> **Aim**
Restate the listing that follows word for word, without its pictures.

> **Data extract**
========================================================================
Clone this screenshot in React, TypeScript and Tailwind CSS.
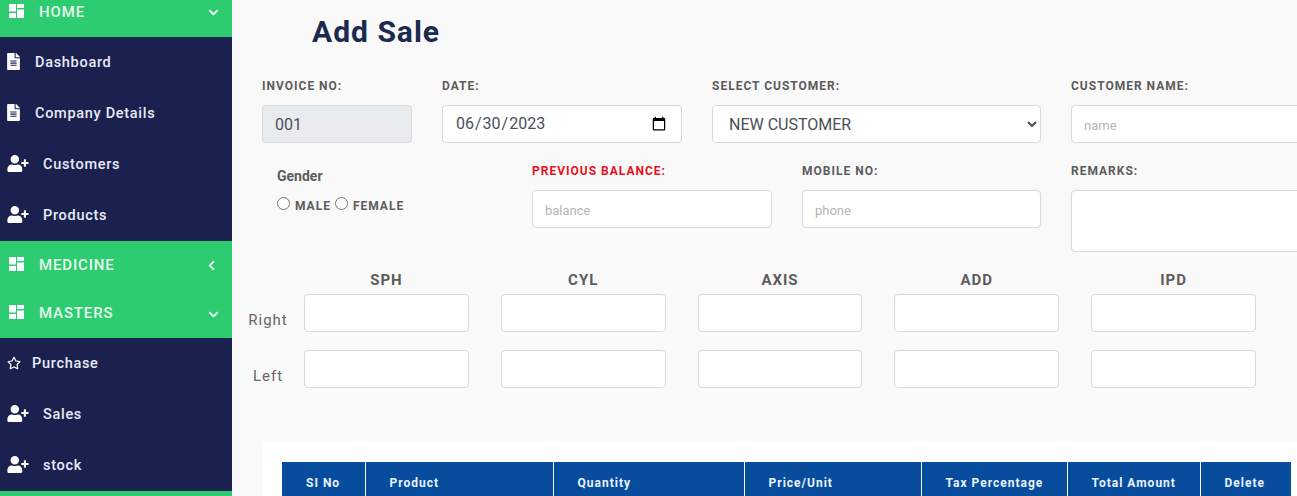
import { FaChevronDown, FaChevronLeft, FaFileAlt, FaRegStar, FaUserPlus } from "react-icons/fa";

function GridIcon() {
  return (
    <svg width="15" height="14" viewBox="0 0 15 14" fill="currentColor" className="absolute left-[9px] top-1/2 mt-[-9px] text-white">
      <rect x="0" y="0" width="7" height="7.5" />
      <rect x="8" y="0" width="7" height="4" />
      <rect x="0" y="9" width="7" height="5" />
      <rect x="8" y="5.5" width="7" height="8.5" />
    </svg>
  );
}

function GreenRow({ label, open, className }: { label: string; open: boolean; className: string }) {
  return (
    <div className={`relative flex items-center justify-between pl-[39px] pr-[13px] text-[15px] font-medium tracking-[0.85px] text-[#e6f9ee] ${className}`}>
      <GridIcon />
      <span className="-mt-[1px]">{label}</span>
      {open ? <FaChevronDown className="text-[11px] text-white" /> : <FaChevronLeft className="mr-[2px] text-[11px] text-white" />}
    </div>
  );
}

function NavItem({ label, icon }: { label: string; icon: "file" | "user" | "star" }) {
  return (
    <div className="flex h-[51px] items-center pl-[7px] text-[14.5px] font-medium tracking-[0.7px] text-[#e8eaf6]">
      {icon === "file" && <FaFileAlt className="mr-[15px] -mt-[2px] h-[17px] w-[13px] text-white" />}
      {icon === "user" && <FaUserPlus className="mr-[14px] -mt-[2px] w-[22px] text-[17px] text-white" />}
      {icon === "star" && <FaRegStar className="mr-[11px] -mt-[2px] text-[14px] text-white" />}
      {label}
    </div>
  );
}

function Sidebar() {
  return (
    <aside className="h-[496px] w-[232px] shrink-0 overflow-hidden bg-[#1b214f]">
      <GreenRow label="HOME" open className="-mt-[12px] h-[49px] bg-[#2ecc71]" />
      <NavItem label="Dashboard" icon="file" />
      <NavItem label="Company Details" icon="file" />
      <NavItem label="Customers" icon="user" />
      <NavItem label="Products" icon="user" />
      <GreenRow label="MEDICINE" open={false} className="h-[49px] bg-[#2ecc71]" />
      <GreenRow label="MASTERS" open className="h-[48px] bg-[#2ecc71]" />
      <NavItem label="Purchase" icon="star" />
      <NavItem label="Sales" icon="user" />
      <NavItem label="stock" icon="user" />
      <div className="h-[10px] bg-[#2ecc71]" />
    </aside>
  );
}

const labelCls = "mb-[10px] block h-[18px] text-[12px] leading-[18px] font-bold tracking-[1px] text-[#5c5c5c]";
const inputCls =
  "block h-[38px] w-full rounded-[4px] border border-[#d9d9d9] bg-white px-3 text-[13px] text-[#495057] outline-none placeholder:text-[#b5b5b5]";

function Field({ label, placeholder, width, red }: { label: string; placeholder: string; width: string; red?: boolean }) {
  return (
    <div className={width}>
      <label className={`${labelCls} ${red ? "text-[#e8101c]" : ""}`}>{label}</label>
      <input className={`${inputCls} pt-[2px]`} placeholder={placeholder} />
    </div>
  );
}

const eyeCols = ["SPH", "CYL", "AXIS", "ADD", "IPD"];
const tableCols = [
  { name: "SI No", cls: "w-[83px]" },
  { name: "Product", cls: "w-[188px]" },
  { name: "Quantity", cls: "w-[191px]" },
  { name: "Price/Unit", cls: "w-[177px]" },
  { name: "Tax Percentage", cls: "w-[146px]" },
  { name: "Total Amount", cls: "w-[133px]" },
  { name: "Delete", cls: "w-[91px]" },
];

function EyeRow({ label }: { label: string }) {
  return (
    <div className="flex items-center">
      <div className="w-[40px] pt-[14px] text-center text-[15px] tracking-[1px] text-[#666]">{label}</div>
      <div className="ml-[16px] grid w-[952px] grid-cols-5 gap-x-[32px]">
        {eyeCols.map((c) => (
          <input key={c} className={inputCls} />
        ))}
      </div>
    </div>
  );
}

export default function App() {
  return (
    <div className="flex h-[496px] w-[1297px] overflow-hidden bg-[#f9f9f9] font-['Roboto',sans-serif]">
      <Sidebar />
      <main className="min-w-0 flex-1 pl-[30px]">
        <h1 className="ml-[50px] pt-[12px] text-[30px] leading-[40px] font-bold tracking-[1px] text-[#1b2a4e]">Add Sale</h1>

        <div className="mt-[25px] flex w-[1100px] gap-[30px]">
          <div className="w-[150px]">
            <label className={labelCls}>INVOICE NO:</label>
            <input readOnly value="001" className={`${inputCls} !bg-[#e9ecef] text-[16px]`} />
          </div>
          <div className="w-[240px]">
            <label className={labelCls}>DATE:</label>
            <input type="date" defaultValue="2023-06-30" className={`${inputCls} text-[16px]`} />
          </div>
          <div className="w-[329px]">
            <label className={labelCls}>SELECT CUSTOMER:</label>
            <select className={`${inputCls} text-[16px]`}>
              <option>NEW CUSTOMER</option>
            </select>
          </div>
          <Field label="CUSTOMER NAME:" placeholder="name" width="w-[240px]" />
        </div>

        <div className="mt-[19px] flex w-[1100px] gap-[30px]">
          <div className="w-[240px] pl-[15px] pt-[5px] text-[#5c5c5c]">
            <div className="mb-[12px] text-[14px] leading-[18px] font-bold">Gender</div>
            <div className="flex items-center text-[12px] font-bold tracking-[1px]">
              <input type="radio" name="gender" className="mr-[5px] ml-0 -mt-[5px] size-[13px]" />
              <span className="mr-[4px]">MALE</span>
              <input type="radio" name="gender" className="mr-[5px] ml-0 -mt-[5px] size-[13px]" />
              <span>FEMALE</span>
            </div>
          </div>
          <Field label="PREVIOUS BALANCE:" placeholder="balance" width="w-[240px]" red />
          <Field label="MOBILE NO:" placeholder="phone" width="w-[239px]" />
          <div className="w-[240px]">
            <label className={labelCls}>REMARKS:</label>
            <textarea className={`${inputCls} !h-[62px] resize-none`} />
          </div>
        </div>

        <div className="-ml-[14px] mt-[17px]">
          <div className="ml-[56px] grid h-[20px] w-[952px] grid-cols-5 items-center gap-x-[32px]">
            {eyeCols.map((c) => (
              <div key={c} className="text-center text-[15px] font-bold tracking-[1px] text-[#5c5c5c]">{c}</div>
            ))}
          </div>
          <div className="mt-[5px] flex flex-col gap-y-[18px]">
            <EyeRow label="Right" />
            <EyeRow label="Left" />
          </div>
        </div>

        <div className="mt-[53px] h-[200px] bg-white pl-[20px] pt-[21px]">
          <table className="table-fixed border-collapse bg-[#084c9e] text-left text-[12px] font-bold tracking-[1px] text-[#e8f4ff]">
            <thead>
              <tr>
                {tableCols.map((c) => (
                  <th key={c.name} className={`${c.cls} h-[40px] border-x border-white pl-[24px] pt-[2px] font-bold first:border-l-0`}>{c.name}</th>
                ))}
              </tr>
            </thead>
          </table>
        </div>
      </main>
    </div>
  );
}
========================================================================
> **Exercise response**
Clone this screenshot in React, TypeScript and Tailwind CSS.
import { FaChevronDown, FaChevronLeft, FaFileAlt, FaRegStar, FaUserPlus } from "react-icons/fa";

function GridIcon() {
  return (
    <svg width="15" height="14" viewBox="0 0 15 14" fill="currentColor" className="absolute left-[9px] top-1/2 mt-[-9px] text-white">
      <rect x="0" y="0" width="7" height="7.5" />
      <rect x="8" y="0" width="7" height="4" />
      <rect x="0" y="9" width="7" height="5" />
      <rect x="8" y="5.5" width="7" height="8.5" />
    </svg>
  );
}

function GreenRow({ label, open, className }: { label: string; open: boolean; className: string }) {
  return (
    <div className={`relative flex items-center justify-between pl-[39px] pr-[13px] text-[15px] font-medium tracking-[0.85px] text-[#e6f9ee] ${className}`}>
      <GridIcon />
      <span className="-mt-[1px]">{label}</span>
      {open ? <FaChevronDown className="text-[11px] text-white" /> : <FaChevronLeft className="mr-[2px] text-[11px] text-white" />}
    </div>
  );
}

function NavItem({ label, icon }: { label: string; icon: "file" | "user" | "star" }) {
  return (
    <div className="flex h-[51px] items-center pl-[7px] text-[14.5px] font-medium tracking-[0.7px] text-[#e8eaf6]">
      {icon === "file" && <FaFileAlt className="mr-[15px] -mt-[2px] h-[17px] w-[13px] text-white" />}
      {icon === "user" && <FaUserPlus className="mr-[14px] -mt-[2px] w-[22px] text-[17px] text-white" />}
      {icon === "star" && <FaRegStar className="mr-[11px] -mt-[2px] text-[14px] text-white" />}
      {label}
    </div>
  );
}

function Sidebar() {
  return (
    <aside className="h-[496px] w-[232px] shrink-0 overflow-hidden bg-[#1b214f]">
      <GreenRow label="HOME" open className="-mt-[12px] h-[49px] bg-[#2ecc71]" />
      <NavItem label="Dashboard" icon="file" />
      <NavItem label="Company Details" icon="file" />
      <NavItem label="Customers" icon="user" />
      <NavItem label="Products" icon="user" />
      <GreenRow label="MEDICINE" open={false} className="h-[49px] bg-[#2ecc71]" />
      <GreenRow label="MASTERS" open className="h-[48px] bg-[#2ecc71]" />
      <NavItem label="Purchase" icon="star" />
      <NavItem label="Sales" icon="user" />
      <NavItem label="stock" icon="user" />
      <div className="h-[10px] bg-[#2ecc71]" />
    </aside>
  );
}

const labelCls = "mb-[10px] block h-[18px] text-[12px] leading-[18px] font-bold tracking-[1px] text-[#5c5c5c]";
const inputCls =
  "block h-[38px] w-full rounded-[4px] border border-[#d9d9d9] bg-white px-3 text-[13px] text-[#495057] outline-none placeholder:text-[#b5b5b5]";

function Field({ label, placeholder, width, red }: { label: string; placeholder: string; width: string; red?: boolean }) {
  return (
    <div className={width}>
      <label className={`${labelCls} ${red ? "text-[#e8101c]" : ""}`}>{label}</label>
      <input className={`${inputCls} pt-[2px]`} placeholder={placeholder} />
    </div>
  );
}

const eyeCols = ["SPH", "CYL", "AXIS", "ADD", "IPD"];
const tableCols = [
  { name: "SI No", cls: "w-[83px]" },
  { name: "Product", cls: "w-[188px]" },
  { name: "Quantity", cls: "w-[191px]" },
  { name: "Price/Unit", cls: "w-[177px]" },
  { name: "Tax Percentage", cls: "w-[146px]" },
  { name: "Total Amount", cls: "w-[133px]" },
  { name: "Delete", cls: "w-[91px]" },
];

function EyeRow({ label }: { label: string }) {
  return (
    <div className="flex items-center">
      <div className="w-[40px] pt-[14px] text-center text-[15px] tracking-[1px] text-[#666]">{label}</div>
      <div className="ml-[16px] grid w-[952px] grid-cols-5 gap-x-[32px]">
        {eyeCols.map((c) => (
          <input key={c} className={inputCls} />
        ))}
      </div>
    </div>
  );
}

export default function App() {
  return (
    <div className="flex h-[496px] w-[1297px] overflow-hidden bg-[#f9f9f9] font-['Roboto',sans-serif]">
      <Sidebar />
      <main className="min-w-0 flex-1 pl-[30px]">
        <h1 className="ml-[50px] pt-[12px] text-[30px] leading-[40px] font-bold tracking-[1px] text-[#1b2a4e]">Add Sale</h1>

        <div className="mt-[25px] flex w-[1100px] gap-[30px]">
          <div className="w-[150px]">
            <label className={labelCls}>INVOICE NO:</label>
            <input readOnly value="001" className={`${inputCls} !bg-[#e9ecef] text-[16px]`} />
          </div>
          <div className="w-[240px]">
            <label className={labelCls}>DATE:</label>
            <input type="date" defaultValue="2023-06-30" className={`${inputCls} text-[16px]`} />
          </div>
          <div className="w-[329px]">
            <label className={labelCls}>SELECT CUSTOMER:</label>
            <select className={`${inputCls} text-[16px]`}>
              <option>NEW CUSTOMER</option>
            </select>
          </div>
          <Field label="CUSTOMER NAME:" placeholder="name" width="w-[240px]" />
        </div>

        <div className="mt-[19px] flex w-[1100px] gap-[30px]">
          <div className="w-[240px] pl-[15px] pt-[5px] text-[#5c5c5c]">
            <div className="mb-[12px] text-[14px] leading-[18px] font-bold">Gender</div>
            <div className="flex items-center text-[12px] font-bold tracking-[1px]">
              <input type="radio" name="gender" className="mr-[5px] ml-0 -mt-[5px] size-[13px]" />
              <span className="mr-[4px]">MALE</span>
              <input type="radio" name="gender" className="mr-[5px] ml-0 -mt-[5px] size-[13px]" />
              <span>FEMALE</span>
            </div>
          </div>
          <Field label="PREVIOUS BALANCE:" placeholder="balance" width="w-[240px]" red />
          <Field label="MOBILE NO:" placeholder="phone" width="w-[239px]" />
          <div className="w-[240px]">
            <label className={labelCls}>REMARKS:</label>
            <textarea className={`${inputCls} !h-[62px] resize-none`} />
          </div>
        </div>

        <div className="-ml-[14px] mt-[17px]">
          <div className="ml-[56px] grid h-[20px] w-[952px] grid-cols-5 items-center gap-x-[32px]">
            {eyeCols.map((c) => (
              <div key={c} className="text-center text-[15px] font-bold tracking-[1px] text-[#5c5c5c]">{c}</div>
            ))}
          </div>
          <div className="mt-[5px] flex flex-col gap-y-[18px]">
            <EyeRow label="Right" />
            <EyeRow label="Left" />
          </div>
        </div>

        <div className="mt-[53px] h-[200px] bg-white pl-[20px] pt-[21px]">
          <table className="table-fixed border-collapse bg-[#084c9e] text-left text-[12px] font-bold tracking-[1px] text-[#e8f4ff]">
            <thead>
              <tr>
                {tableCols.map((c) => (
                  <th key={c.name} className={`${c.cls} h-[40px] border-x border-white pl-[24px] pt-[2px] font-bold first:border-l-0`}>{c.name}</th>
                ))}
              </tr>
            </thead>
          </table>
        </div>
      </main>
    </div>
  );
}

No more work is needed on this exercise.